You should review the terms of the membership agreement. In theory you could sue them if they've breached it, for example by banning you for doing something you didn't do. (I don't know whether banning you for doing something you didn't do is a breach of the agreement, because I haven't seen the agreement.) If you sue them, then the court might find one way or the other on the question of whether you actually took a picture.

The problem is that this costs way more than any amount of money you've lost. Because of that, you're more likely to get satisfaction by continuing to negotiate (nonconfrontationally is most likely to succeed), or perhaps by speaking to the manager's supervisor. If that doesn't work, you might be well advised to walk away.

As to the underlying issue, the 10-visit-per-month limit, you might do the same: read the agreement and, depending on what it says, negotiate.


If I understand the "Black card" scheme correctly, annual membership would be $264. Maybe there are extra payments or reductions that aren't on here, but I'll assume its this kind of money.

You should look into using the Small Claims Court, which is designed to be a low-cost low-risk way of getting small amounts of money. In the UK (where I am) a small amount like this would be a £25 court fee and documentation can be served by ordinary post. The California system seems to require a process server, so maybe it will cost more.

In cases like this I've found that a written complaint ending with "Unless I receive payment within 1 month I will take action in court" is generally effective at getting my money back. phoog's point (in the other answer) that going to court will cost more than the amount at issue cuts both ways: the company will be very eager to settle. It's unlikely to get you allowed back into the LA branch, but it should get your money back.


I think you should focus on the fact that your gym membership now gives you much less benefits for your money than it used to, because of a decision that company made.

So you should contact the company itself, not the gym, and tell them that because of what happened, you can only use the gym on 4 days a week instead of seven. And give them the options to either override the decision of the Los Angeles gym, or to cancel your subscription. You should have the right to cancel immediately, since the company substantially changed its terms.


The good news is that it is likely that you can take them to small claims court. This is based on what appears to be a sample membership agreement out there on the internet where the dispute resolution clause says

we each agree to resolve such disputes through binding arbitration or small claims court rather than a court of general jurisdiction. For simplicity and fairness, arbitration will be conducted on an individual basis in accordance with the American Arbitration Association’s rules for consumer arbitration

Assuming that this document is essentially the same as the one you signed (find your copy...), then note that

You agree to follow Planet Fitness’ membership policies and club rules. Planet Fitness may, in its sole discretion, modify the policies and any club rule without notice at any time. Club rules vary by location and all signs posted in a club or on the premises and any verbal communication from Planet Fitness shall be considered a part of the club rules. Planet Fitness reserves the right, in its sole discretion, to terminate your membership at any time, effective immediately, for violation of any membership policy or club rule.

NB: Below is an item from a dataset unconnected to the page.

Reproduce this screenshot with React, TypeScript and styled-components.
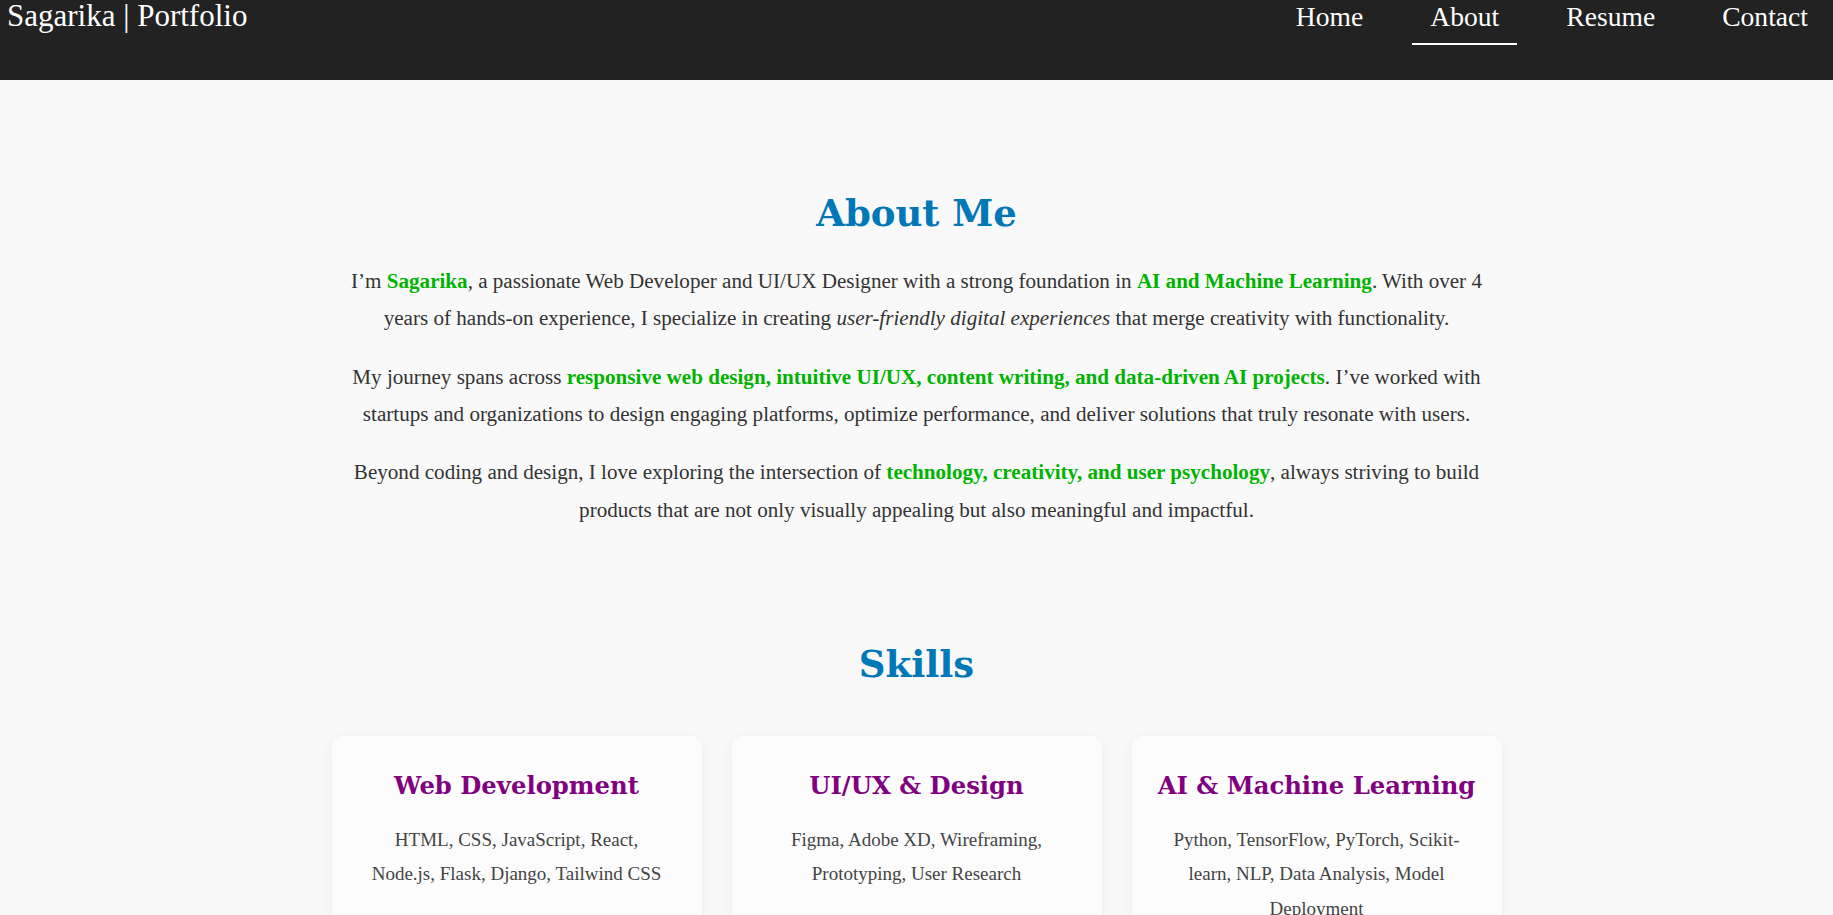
import React from "react";
import styled, { createGlobalStyle } from "styled-components";

const GlobalStyle = createGlobalStyle`
  html, body {
    margin: 0;
    padding: 0;
    background: #f9f9f9;
    font-family: "Liberation Serif", "Times New Roman", serif;
    color: #333;
  }
  * { box-sizing: border-box; }
`;

const Header = styled.header`
  height: 80px;
  background: #222;
  display: flex;
  justify-content: space-between;
  align-items: flex-start;
  padding: 0 7px;
`;

const Logo = styled.div`
  color: #fff;
  font-size: 31px;
  line-height: 1;
`;

const Nav = styled.nav`
  display: flex;
  gap: 31px;
`;

const NavLink = styled.a<{ $active?: boolean }>`
  color: #fff;
  text-decoration: none;
  font-size: 27.6px;
  line-height: normal;
  padding: 1px 18px 10px;
  border-bottom: 2px solid ${(p) => (p.$active ? "#fff" : "transparent")};
`;

const Main = styled.main`
  max-width: 1170px;
  margin: 0 auto;
  padding-top: 109px;
`;

const Section = styled.section<{ $gapAfter?: number }>`
  text-align: center;
  margin-bottom: ${(p) => p.$gapAfter ?? 0}px;
`;

const SectionTitle = styled.h2`
  font-family: "DejaVu Serif", Georgia, serif;
  font-weight: bold;
  font-size: 37px;
  line-height: 48px;
  color: #0077b6;
  margin: 0 0 26px;
`;

const Para = styled.p`
  font-size: 21.1px;
  line-height: 37.4px;
  margin: 0 0 20.8px;
  &:last-child { margin-bottom: 0; }
`;

const Hl = styled.strong`
  color: #00b300;
`;

const Grid = styled.div`
  display: grid;
  grid-template-columns: repeat(3, 1fr);
  gap: 30px;
  margin-top: 48px;
`;

const Card = styled.div`
  background: #fcfcfc;
  border-radius: 12px;
  box-shadow: 0 4px 16px rgba(0, 0, 0, 0.06);
  padding: 36px 32px 32px;
  text-align: center;
`;

const CardTitle = styled.h3`
  font-family: "DejaVu Serif", Georgia, serif;
  font-weight: bold;
  font-size: 24.3px;
  line-height: 28.8px;
  white-space: nowrap;
  color: #800080;
  margin: 0 -12px 22px;
`;

const CardText = styled.p`
  font-size: 19px;
  line-height: 34.5px;
  color: #444;
  margin: 0;
`;

const skills = [
  {
    title: "Web Development",
    text: "HTML, CSS, JavaScript, React, Node.js, Flask, Django, Tailwind CSS",
  },
  {
    title: "UI/UX & Design",
    text: "Figma, Adobe XD, Wireframing, Prototyping, User Research",
  },
  {
    title: "AI & Machine Learning",
    text: "Python, TensorFlow, PyTorch, Scikit-learn, NLP, Data Analysis, Model Deployment",
  },
];

export default function App() {
  return (
    <>
      <GlobalStyle />
      <Header>
        <Logo>Sagarika | Portfolio</Logo>
        <Nav>
          <NavLink href="#">Home</NavLink>
          <NavLink href="#" $active>
            About
          </NavLink>
          <NavLink href="#">Resume</NavLink>
          <NavLink href="#">Contact</NavLink>
        </Nav>
      </Header>
      <Main>
        <Section $gapAfter={111}>
          <SectionTitle>About Me</SectionTitle>
          <Para>
            I’m <Hl>Sagarika</Hl>, a passionate Web Developer and UI/UX Designer with a strong
            foundation in <Hl>AI and Machine Learning</Hl>. With over 4 years of hands-on
            experience, I specialize in creating <em>user-friendly digital experiences</em> that
            merge creativity with functionality.
          </Para>
          <Para>
            My journey spans across{" "}
            <Hl>responsive web design, intuitive UI/UX, content writing, and data-driven AI projects</Hl>
            . I’ve worked with startups and organizations to design engaging platforms, optimize
            performance, and deliver solutions that truly resonate with users.
          </Para>
          <Para>
            Beyond coding and design, I love exploring the intersection of{" "}
            <Hl>technology, creativity, and user psychology</Hl>, always striving to build products
            that are not only visually appealing but also meaningful and impactful.
          </Para>
        </Section>
        <Section>
          <SectionTitle>Skills</SectionTitle>
          <Grid>
            {skills.map((s) => (
              <Card key={s.title}>
                <CardTitle>{s.title}</CardTitle>
                <CardText>{s.text}</CardText>
              </Card>
            ))}
          </Grid>
        </Section>
      </Main>
    </>
  );
}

It seems that they have found that you violated club rules. "Banning" is not exactly the same as terminating your membership.

That contract does state that "Reciprocal access is limited to 10 visits per month to a visiting location", and "there are additional rules and limitations governing reciprocal access, including the requirement to sign in at any visiting (non-home club) location", and "During the visit at non-home club location, PF Black Card members and their guests are required to follow non-home club policies".

The contract does not directly sanction "banning", i.e. club-specific limitation of your contractual right to access any location. On the other hand, you are required to follow club rules (which they can sets and change as they please), and it would be quite a legal stretch to say that they have no legal recourse if you violate their rules. So your argument in courts would be that they improperly deprived you of a contractual right. You still have a version of the Black Card rights, with the one condition that you can't access a specific facility. So you would need to show that the only reason you paid the extra money for BC membership is that you needed access to a specific facility.

Small claims court cannot order the LA club to let you in nor could they order that PF stop collecting the full membership fee (they don't have that power), but they could in principle order a refund of the extra $11.99 / month that you paid for the upgraded membership. The alternative which overcomes the limitations of small claims court is to submit to binding arbitration; but that probably will not work in your favor unless you first attempt to negotiate a resolution with PF Corporate.